Let $M$ be an $n$-dimensional compact Riemannian manifold without boundary and $B(r)$ a geodesic ball of radius $r$. Then for $u\in W^{1,p}(B(r))$, the Poincare and Sobolev–Poincaré inequalities are satisfied $$ \int_{B(r)} |u-u_{B(r)}|^p\leq Cr\int_{B(r)} |\nabla u|^p $$ and $$ \left(\int_{B(r)}|u-u_{B(r)}|^{\frac{np}{n-p}}\right)^{\frac{n-p}{np}} \leq C \left(\int_{B(r)}|\nabla u|^{p}\right)^{\frac{1}{p}} \quad \text{if $1\leq p<n$.} $$ This result is well known. It is easy to prove if $r$ is small, because, then $B(r)$ is contained in a local coordinate system and we can deduce the result from the Euclidean one.
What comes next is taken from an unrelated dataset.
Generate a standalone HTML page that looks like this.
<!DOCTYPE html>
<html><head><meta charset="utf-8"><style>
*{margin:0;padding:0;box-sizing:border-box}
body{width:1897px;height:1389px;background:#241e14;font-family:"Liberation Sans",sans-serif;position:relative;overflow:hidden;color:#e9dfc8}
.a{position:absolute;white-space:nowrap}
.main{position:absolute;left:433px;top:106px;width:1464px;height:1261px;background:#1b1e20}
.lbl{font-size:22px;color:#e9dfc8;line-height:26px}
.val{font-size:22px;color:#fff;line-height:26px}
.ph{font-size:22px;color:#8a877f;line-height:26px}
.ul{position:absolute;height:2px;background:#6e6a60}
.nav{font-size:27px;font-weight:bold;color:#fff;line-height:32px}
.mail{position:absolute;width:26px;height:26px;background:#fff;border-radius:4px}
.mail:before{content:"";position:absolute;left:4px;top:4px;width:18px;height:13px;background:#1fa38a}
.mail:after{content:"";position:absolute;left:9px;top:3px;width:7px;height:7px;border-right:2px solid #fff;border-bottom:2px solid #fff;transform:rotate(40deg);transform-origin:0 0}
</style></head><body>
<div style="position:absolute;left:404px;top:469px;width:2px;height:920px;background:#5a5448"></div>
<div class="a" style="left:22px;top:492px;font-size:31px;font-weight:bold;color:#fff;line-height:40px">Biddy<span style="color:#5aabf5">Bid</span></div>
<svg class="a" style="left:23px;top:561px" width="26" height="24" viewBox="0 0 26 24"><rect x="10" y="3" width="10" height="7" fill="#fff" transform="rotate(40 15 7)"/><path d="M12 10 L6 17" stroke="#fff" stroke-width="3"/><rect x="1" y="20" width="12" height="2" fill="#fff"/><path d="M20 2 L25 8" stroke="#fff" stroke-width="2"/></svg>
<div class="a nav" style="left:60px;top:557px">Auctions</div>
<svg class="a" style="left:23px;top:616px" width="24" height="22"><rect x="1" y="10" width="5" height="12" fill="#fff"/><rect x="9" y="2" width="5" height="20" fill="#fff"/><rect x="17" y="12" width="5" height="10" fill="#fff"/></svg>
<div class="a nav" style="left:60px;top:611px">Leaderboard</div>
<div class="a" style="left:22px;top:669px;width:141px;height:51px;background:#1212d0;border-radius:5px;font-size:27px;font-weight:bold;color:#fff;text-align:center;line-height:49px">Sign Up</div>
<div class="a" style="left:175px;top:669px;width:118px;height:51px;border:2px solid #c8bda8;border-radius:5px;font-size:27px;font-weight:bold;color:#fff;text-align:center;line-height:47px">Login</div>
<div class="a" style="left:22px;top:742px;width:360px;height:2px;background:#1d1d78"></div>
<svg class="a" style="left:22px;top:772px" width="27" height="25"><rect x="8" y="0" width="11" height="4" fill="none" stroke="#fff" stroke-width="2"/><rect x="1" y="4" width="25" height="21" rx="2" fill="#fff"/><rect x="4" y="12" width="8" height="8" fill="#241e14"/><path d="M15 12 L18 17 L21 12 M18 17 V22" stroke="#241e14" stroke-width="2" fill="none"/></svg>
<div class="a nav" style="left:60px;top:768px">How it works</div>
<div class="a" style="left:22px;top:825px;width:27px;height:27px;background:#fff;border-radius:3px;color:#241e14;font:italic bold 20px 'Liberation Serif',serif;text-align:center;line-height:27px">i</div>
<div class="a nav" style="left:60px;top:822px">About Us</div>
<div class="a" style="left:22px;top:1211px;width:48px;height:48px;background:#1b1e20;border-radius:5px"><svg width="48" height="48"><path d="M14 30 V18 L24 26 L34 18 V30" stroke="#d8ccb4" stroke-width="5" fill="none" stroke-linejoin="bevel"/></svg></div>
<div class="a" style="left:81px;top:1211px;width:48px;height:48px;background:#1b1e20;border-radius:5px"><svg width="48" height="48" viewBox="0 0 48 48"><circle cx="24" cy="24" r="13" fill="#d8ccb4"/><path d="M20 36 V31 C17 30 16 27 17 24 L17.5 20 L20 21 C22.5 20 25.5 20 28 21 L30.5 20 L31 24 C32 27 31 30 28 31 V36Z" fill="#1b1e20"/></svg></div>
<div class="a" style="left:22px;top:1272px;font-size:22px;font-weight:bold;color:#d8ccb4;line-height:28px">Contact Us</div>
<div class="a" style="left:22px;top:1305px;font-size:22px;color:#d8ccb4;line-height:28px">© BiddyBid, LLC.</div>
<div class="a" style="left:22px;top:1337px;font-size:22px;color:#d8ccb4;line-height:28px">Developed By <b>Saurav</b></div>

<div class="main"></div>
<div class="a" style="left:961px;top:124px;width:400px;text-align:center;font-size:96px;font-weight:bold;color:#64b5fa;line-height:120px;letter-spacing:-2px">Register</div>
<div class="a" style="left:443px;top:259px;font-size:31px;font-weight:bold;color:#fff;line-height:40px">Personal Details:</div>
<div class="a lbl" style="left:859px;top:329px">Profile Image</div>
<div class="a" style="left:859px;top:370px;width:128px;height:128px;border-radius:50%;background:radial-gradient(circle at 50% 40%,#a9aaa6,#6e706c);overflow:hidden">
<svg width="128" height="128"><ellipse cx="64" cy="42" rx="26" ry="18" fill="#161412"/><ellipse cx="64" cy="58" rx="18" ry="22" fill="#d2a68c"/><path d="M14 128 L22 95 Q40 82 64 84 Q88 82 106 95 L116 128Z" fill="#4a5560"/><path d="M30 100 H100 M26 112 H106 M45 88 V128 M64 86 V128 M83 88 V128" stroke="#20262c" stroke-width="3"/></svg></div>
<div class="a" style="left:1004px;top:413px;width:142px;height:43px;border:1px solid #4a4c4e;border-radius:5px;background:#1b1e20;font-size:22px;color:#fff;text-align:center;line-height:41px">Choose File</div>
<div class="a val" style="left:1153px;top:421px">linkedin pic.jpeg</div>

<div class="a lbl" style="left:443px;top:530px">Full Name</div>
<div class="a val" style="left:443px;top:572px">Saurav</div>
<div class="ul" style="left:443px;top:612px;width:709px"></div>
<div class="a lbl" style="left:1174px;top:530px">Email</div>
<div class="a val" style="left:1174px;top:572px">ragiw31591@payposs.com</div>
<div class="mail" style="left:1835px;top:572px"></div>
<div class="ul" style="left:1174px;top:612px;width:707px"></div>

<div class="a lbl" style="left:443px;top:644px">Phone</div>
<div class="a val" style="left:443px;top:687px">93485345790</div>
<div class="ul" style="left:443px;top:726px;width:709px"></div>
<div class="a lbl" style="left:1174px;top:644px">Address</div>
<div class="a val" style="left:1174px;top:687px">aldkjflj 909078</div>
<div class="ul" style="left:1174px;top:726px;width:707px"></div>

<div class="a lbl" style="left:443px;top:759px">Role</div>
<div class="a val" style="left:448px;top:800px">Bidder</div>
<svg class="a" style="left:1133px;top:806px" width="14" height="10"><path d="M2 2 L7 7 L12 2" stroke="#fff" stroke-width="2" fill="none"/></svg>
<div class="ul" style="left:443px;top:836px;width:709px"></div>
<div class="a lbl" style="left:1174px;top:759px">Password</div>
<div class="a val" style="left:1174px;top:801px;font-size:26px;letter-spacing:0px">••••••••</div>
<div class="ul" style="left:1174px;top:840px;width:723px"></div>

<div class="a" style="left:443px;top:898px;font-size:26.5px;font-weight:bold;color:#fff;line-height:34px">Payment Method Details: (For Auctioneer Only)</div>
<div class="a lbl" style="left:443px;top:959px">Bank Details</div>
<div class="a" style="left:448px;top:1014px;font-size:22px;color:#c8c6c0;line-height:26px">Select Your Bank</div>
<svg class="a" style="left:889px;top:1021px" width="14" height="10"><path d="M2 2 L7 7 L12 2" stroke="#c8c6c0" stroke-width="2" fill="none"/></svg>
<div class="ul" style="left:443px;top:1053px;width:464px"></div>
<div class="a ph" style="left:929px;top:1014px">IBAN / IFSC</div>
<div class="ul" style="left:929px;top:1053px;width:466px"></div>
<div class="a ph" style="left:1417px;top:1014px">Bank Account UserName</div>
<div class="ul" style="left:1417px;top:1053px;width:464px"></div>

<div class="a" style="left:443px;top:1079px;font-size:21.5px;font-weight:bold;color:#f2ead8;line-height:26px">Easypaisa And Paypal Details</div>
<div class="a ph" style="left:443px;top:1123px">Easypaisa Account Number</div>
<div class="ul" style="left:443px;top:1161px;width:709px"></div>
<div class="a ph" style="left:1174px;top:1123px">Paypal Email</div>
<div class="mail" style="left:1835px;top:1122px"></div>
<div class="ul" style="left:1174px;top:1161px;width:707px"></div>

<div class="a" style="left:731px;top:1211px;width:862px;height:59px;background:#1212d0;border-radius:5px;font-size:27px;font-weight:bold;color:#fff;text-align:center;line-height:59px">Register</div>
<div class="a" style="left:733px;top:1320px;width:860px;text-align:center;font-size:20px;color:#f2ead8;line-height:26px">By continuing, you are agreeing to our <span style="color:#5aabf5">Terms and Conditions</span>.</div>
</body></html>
However, for large $r$, the geometry of a ball can be very complicated — the ball may have nasty self intersections. The only argument I can think of is to use the fact that geodesic balls are so called John domains and then one can use arguments that are typical in analysis on metric spaces, like e.g. the proof of Theorem 9.7 in this paper. That is pretty unsatisfactory and not accessible to those who are not in the field of John domains or analysis on metric spaces. Thus my questions is:
Is there a good reference for elementary and self-contained proofs of the inequalities listed above?
I believe such a reference would be very useful for the mathematical community. For a related post see here.